At this moment i have around 60 args that i need to pass in the cuda kernel.
For that, i was coping a host pointer struct to the device pointer struct (element by element as shown in NVIDIA_CUDA_Programming_Guide_2.2.pdf).
But i am not able to access the pointer type struct elements inside the kernel by using (->) operator (as it gives me - Warning: Cannot tell what pointer points to, assuming global memory space).
Can anybody please suggest me better way to pass around 60 parameters inside the CUDA kernel?
Constant memory is another possibility. You can write constants and the addresses of devices pointers into constant memory before you launch the kernel, and then they are available to the kernel when it executes. There is constant memory cache and a broadcast mechanism, performance wise it should be little different to passing the same data by argument to the kernel.
Even though you get the warning, it should still work perfectly fine (provided the assumption about global memory is actually correct - which in this case it seems like it is).
I use a structure of dynamically allocated arrays for a couple of implementations and I also get one of those warnings anytime I access an array through the struct pointer, but the implementation works fine and I don’t appear to have any coalescing issues within the arrays themselves.
No that is not working, I am again getting garbage values inside kernel.
But one interesting thing - by mistake once i was copying a structure pointer (that i initialized in host and then set the elements in device, elements by elements like i did earlier) to a pointer that i allocated in device (like you were doing).
and surprisingly that was working but only when i was doing “cudaMemcpyHostToDevice” without any Memcopy error.
but again when i tried “cudaMemcpyDeviceToDevice” (which is the right way, i guess ** ) it was again not working.
Any Idea.
Please let me know if my English was not clear.
**
since when i allocate memory of all elements of any structure (elements by elements ) in Device, the entire structure has to be on the device (am i right ? ). So when i copy such struct to a struct define by your method it should be Device to Device type (i am not so clear with this point)

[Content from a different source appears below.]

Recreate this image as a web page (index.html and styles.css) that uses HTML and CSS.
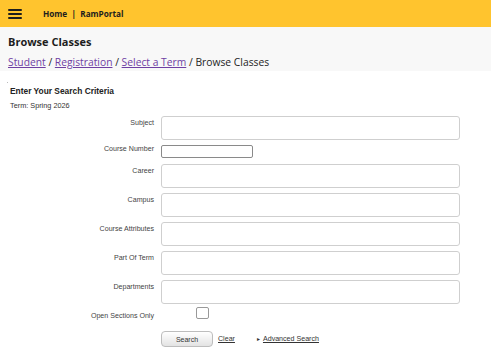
FILE: index.html
```html
<!DOCTYPE html>
<html lang="en">
<head>
    <meta charset="UTF-8">
    <meta name="viewport" content="width=device-width, initial-scale=1.0">
    <title>Browse Classes</title>
    <link rel="stylesheet" href="styles.css">
</head>
<body>

    <header class="topbar">
        <div class="menu-icon">
            <span></span><span></span><span></span>
        </div>
        <div class="top-links">Home &nbsp;|&nbsp; RamPortal</div>
    </header>

    <div class="page-head">
        <h1>Browse Classes</h1>
        <nav class="breadcrumb">
            <a href="#">Student</a> / <a href="#">Registration</a> / <a href="#">Select a Term</a> / Browse Classes
        </nav>
    </div>

    <div class="content">
        <div class="dot"></div>
        <h2>Enter Your Search Criteria</h2>
        <p class="term">Term: Spring 2026</p>

        <form class="search-form">
            <label>Subject</label>
            <input type="text" class="field">

            <label class="tight">Course Number</label>
            <input type="text" class="field small">

            <label>Career</label>
            <input type="text" class="field">

            <label>Campus</label>
            <input type="text" class="field">

            <label>Course Attributes</label>
            <input type="text" class="field">

            <label>Part Of Term</label>
            <input type="text" class="field">

            <label>Departments</label>
            <input type="text" class="field">

            <label>Open Sections Only</label>
            <div class="check-cell"><input type="checkbox" class="check"></div>

            <span></span>
            <div class="actions">
                <button type="button" class="search-btn">Search</button>
                <a href="#" class="clear">Clear</a>
                <span class="arrow">&#9656;</span>
                <a href="#" class="advanced">Advanced Search</a>
            </div>
        </form>
    </div>

</body>
</html>
```

FILE: styles.css
```css
body {
    margin: 0;
    padding: 0;
    background-color: #ffffff;
    font-family: 'Liberation Sans', Arial, sans-serif;
    color: #333;
}
.topbar {
    height: 27px;
    background-color: #ffc42e;
    display: flex;
    align-items: center;
    padding-left: 8px;
}
.menu-icon {
    width: 14px;
    display: flex;
    flex-direction: column;
    gap: 2px;
    margin-top: 1px;
}
.menu-icon span {
    display: block;
    height: 2px;
    background-color: #1d1d1d;
    border-radius: 1px;
}
.top-links {
    margin-left: 21px;
    font-family: 'Open Sans', sans-serif;
    font-size: 8.2px;
    font-weight: bold;
    color: #1d1d1d;
}
.page-head {
    background-color: #f8f8f8;
    height: 44px;
    padding: 0 8px;
    font-family: 'Open Sans', sans-serif;
    overflow: hidden;
}
.page-head h1 {
    margin: 7px 0 0;
    font-size: 11px;
    font-weight: bold;
    color: #1d1d1d;
}
.breadcrumb {
    margin-top: 6px;
    font-size: 10.3px;
    color: #1d1d1d;
}
.breadcrumb a {
    color: #6f3fa3;
}
.content {
    padding: 0 10px;
    position: relative;
}
.dot {
    position: absolute;
    left: 7px;
    top: 11px;
    width: 1px;
    height: 1px;
    background-color: #bbb;
}
.content h2 {
    margin: 0;
    padding-top: 15px;
    font-size: 8.4px;
    font-weight: bold;
    color: #222;
}
.term {
    margin: 5px 0 0;
    font-size: 7.3px;
    color: #333;
}
.search-form {
    display: grid;
    grid-template-columns: 144px 299px;
    column-gap: 7px;
    row-gap: 5px;
    margin-top: 6px;
    font-size: 7.1px;
    line-height: 9px;
}
.search-form label {
    text-align: right;
    padding-top: 3px;
    color: #444;
}
.search-form label.tight {
    padding-top: 0;
}
.field {
    box-sizing: border-box;
    width: 299px;
    height: 24px;
    margin: 0;
    border: 1px solid #cfcfcf;
    border-radius: 3px;
    background-color: #fff;
}
.field.small {
    width: 92px;
    height: 13px;
    border-color: #8a8a8a;
    border-radius: 2px;
    margin-bottom: 1px;
}
.check-cell {
    padding-left: 35px;
    margin-top: -2px;
}
.check {
    appearance: none;
    display: block;
    box-sizing: border-box;
    width: 13px;
    height: 12px;
    margin: 0;
    border: 1px solid #999;
    border-radius: 2px;
    background-color: #fff;
}
.actions {
    display: flex;
    align-items: center;
    margin-top: 5px;
}
.search-btn {
    width: 52px;
    height: 16px;
    padding: 0;
    font-family: 'Liberation Sans', Arial, sans-serif;
    font-size: 7px;
    color: #333;
    background: linear-gradient(#ffffff, #e3e3e3);
    border: 1px solid #bdbdbd;
    border-radius: 4px;
}
.clear {
    margin-left: 5px;
    color: #333;
}
.arrow {
    margin-left: 22px;
    font-size: 6px;
    color: #333;
}
.advanced {
    margin-left: 3px;
    color: #333;
}
```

But In my case, i am getting garbage values, the moment when i try to access (->) the elements inside kernel. Allocation in global is not problem. As i get the element back to host memory if i dont go inside the kernel, but when it goes inside the kernel it is giving me garbage values.
testStruct *h_sn = new testStruct; // declaring host struct
testStruct *d_sn = new testStruct; // declaring device struct
setNull(h_sn); // initialising each elements to null
setNull(d_sn); // initialising each elements to null for device
//testStruct d_sn;
size_t sizeP = 4*sizeof(float); // size of array
initStruct(h_sn); // allocating memory for each elements in the host
MallocCUDDA(d_sn, sizeP); // allocating memory for each elements in the device
for(int i=0; i<4;i++)
{
h_sn->p00[i] = float(i+10) ; // passing same values to each host elements
h_sn->p50[i] = float(i*4) ;
}
cuddaMemCopy(d_sn, h_sn, sizeP); // copying each elements from host to device
goCuda(d_sn); // passing the device struct to cuda
free(h_sn->p00); free(h_sn->p50);
cudaFree(d_sn->p00);cudaFree(d_sn->p50);
/*h_sn.p00 = new float[4];
h_sn.p50 = new float[4];*/
/*
cudaMalloc((void**)&d_sn.p00, sizeP);
cudaMalloc((void**)&d_sn.p50, sizeP);
int arry[4][4];
arry[0][1] = 2222222;
float a = 20.0;
cudaMemcpy(d_sn.p00, h_sn.p00, sizeP,cudaMemcpyHostToDevice);
cudaMemcpy(d_sn.p50, h_sn.p50, sizeP,cudaMemcpyHostToDevice);
for(int i=0; i<4;i++)
cout << h_sn.p00[i] << endl;
goCuda(d_sn, arry);
when i try to copy d_sn which is an device struct pointer using cudaMemcpyHostToDevice it is working but if i use cudaMemcpyDeviceToDevice it is not working.
and if i use the h_sn pointer i get no values.
It is quite a tedious job but if you simply copy the codes in three files -
commonStruct.h - and put the struct there
main.cpp - and copy the main code there
cudaSolver.cu - and copy the cuda Code - It is definitely going to give testing platform in ur new VC++ project.
Please let me know if something is not understandable.
But anyway I want to thank you for all the help from your side.
I was also explaining something like this to myself, fortunately your point bolster my assumption.
Since allocation was done on host, the copy should be from host to device, OK.
But now coming back to your example, where your both host pointer struct and its elements are on host (which is h_sn in my case) is getting passed to the device when i do copy struct, no doubt.
But when i pass the pointer as argument in the kernel i am getting garbage values.
In short i mean copying a entire true (who truly resides on host) host struct to deivce is not working inside kernel.